• DATASET CONTENT:

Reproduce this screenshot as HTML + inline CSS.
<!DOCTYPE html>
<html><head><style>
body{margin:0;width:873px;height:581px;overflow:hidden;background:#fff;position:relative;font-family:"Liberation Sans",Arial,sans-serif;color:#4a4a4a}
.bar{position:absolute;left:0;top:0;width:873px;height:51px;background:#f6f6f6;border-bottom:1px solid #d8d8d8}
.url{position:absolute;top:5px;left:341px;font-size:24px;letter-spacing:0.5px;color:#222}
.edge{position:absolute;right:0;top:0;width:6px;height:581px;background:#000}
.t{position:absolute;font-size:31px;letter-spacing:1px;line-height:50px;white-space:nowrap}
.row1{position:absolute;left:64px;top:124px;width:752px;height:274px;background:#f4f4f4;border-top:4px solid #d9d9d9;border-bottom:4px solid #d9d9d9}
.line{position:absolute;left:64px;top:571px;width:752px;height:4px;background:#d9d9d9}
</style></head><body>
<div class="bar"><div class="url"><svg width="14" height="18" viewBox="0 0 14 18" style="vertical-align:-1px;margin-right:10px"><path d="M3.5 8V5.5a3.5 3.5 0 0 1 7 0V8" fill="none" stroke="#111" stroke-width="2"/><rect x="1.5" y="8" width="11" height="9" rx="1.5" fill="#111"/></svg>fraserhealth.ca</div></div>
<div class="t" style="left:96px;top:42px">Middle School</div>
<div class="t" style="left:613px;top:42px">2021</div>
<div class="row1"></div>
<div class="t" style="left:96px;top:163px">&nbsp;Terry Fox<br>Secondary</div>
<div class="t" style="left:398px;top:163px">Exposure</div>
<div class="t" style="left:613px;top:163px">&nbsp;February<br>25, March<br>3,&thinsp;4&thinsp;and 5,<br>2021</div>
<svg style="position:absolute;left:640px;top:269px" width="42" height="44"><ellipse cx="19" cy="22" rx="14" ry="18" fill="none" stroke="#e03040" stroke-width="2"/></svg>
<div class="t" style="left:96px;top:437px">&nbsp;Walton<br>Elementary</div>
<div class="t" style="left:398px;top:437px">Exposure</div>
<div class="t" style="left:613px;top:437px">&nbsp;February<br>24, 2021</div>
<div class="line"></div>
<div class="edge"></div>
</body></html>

• WRITTEN INSTRUCTION: Your task is to output all of the data above word for word.

• RESPONSE:
Reproduce this screenshot as HTML + inline CSS.
<!DOCTYPE html>
<html><head><style>
body{margin:0;width:873px;height:581px;overflow:hidden;background:#fff;position:relative;font-family:"Liberation Sans",Arial,sans-serif;color:#4a4a4a}
.bar{position:absolute;left:0;top:0;width:873px;height:51px;background:#f6f6f6;border-bottom:1px solid #d8d8d8}
.url{position:absolute;top:5px;left:341px;font-size:24px;letter-spacing:0.5px;color:#222}
.edge{position:absolute;right:0;top:0;width:6px;height:581px;background:#000}
.t{position:absolute;font-size:31px;letter-spacing:1px;line-height:50px;white-space:nowrap}
.row1{position:absolute;left:64px;top:124px;width:752px;height:274px;background:#f4f4f4;border-top:4px solid #d9d9d9;border-bottom:4px solid #d9d9d9}
.line{position:absolute;left:64px;top:571px;width:752px;height:4px;background:#d9d9d9}
</style></head><body>
<div class="bar"><div class="url"><svg width="14" height="18" viewBox="0 0 14 18" style="vertical-align:-1px;margin-right:10px"><path d="M3.5 8V5.5a3.5 3.5 0 0 1 7 0V8" fill="none" stroke="#111" stroke-width="2"/><rect x="1.5" y="8" width="11" height="9" rx="1.5" fill="#111"/></svg>fraserhealth.ca</div></div>
<div class="t" style="left:96px;top:42px">Middle School</div>
<div class="t" style="left:613px;top:42px">2021</div>
<div class="row1"></div>
<div class="t" style="left:96px;top:163px">&nbsp;Terry Fox<br>Secondary</div>
<div class="t" style="left:398px;top:163px">Exposure</div>
<div class="t" style="left:613px;top:163px">&nbsp;February<br>25, March<br>3,&thinsp;4&thinsp;and 5,<br>2021</div>
<svg style="position:absolute;left:640px;top:269px" width="42" height="44"><ellipse cx="19" cy="22" rx="14" ry="18" fill="none" stroke="#e03040" stroke-width="2"/></svg>
<div class="t" style="left:96px;top:437px">&nbsp;Walton<br>Elementary</div>
<div class="t" style="left:398px;top:437px">Exposure</div>
<div class="t" style="left:613px;top:437px">&nbsp;February<br>24, 2021</div>
<div class="line"></div>
<div class="edge"></div>
</body></html>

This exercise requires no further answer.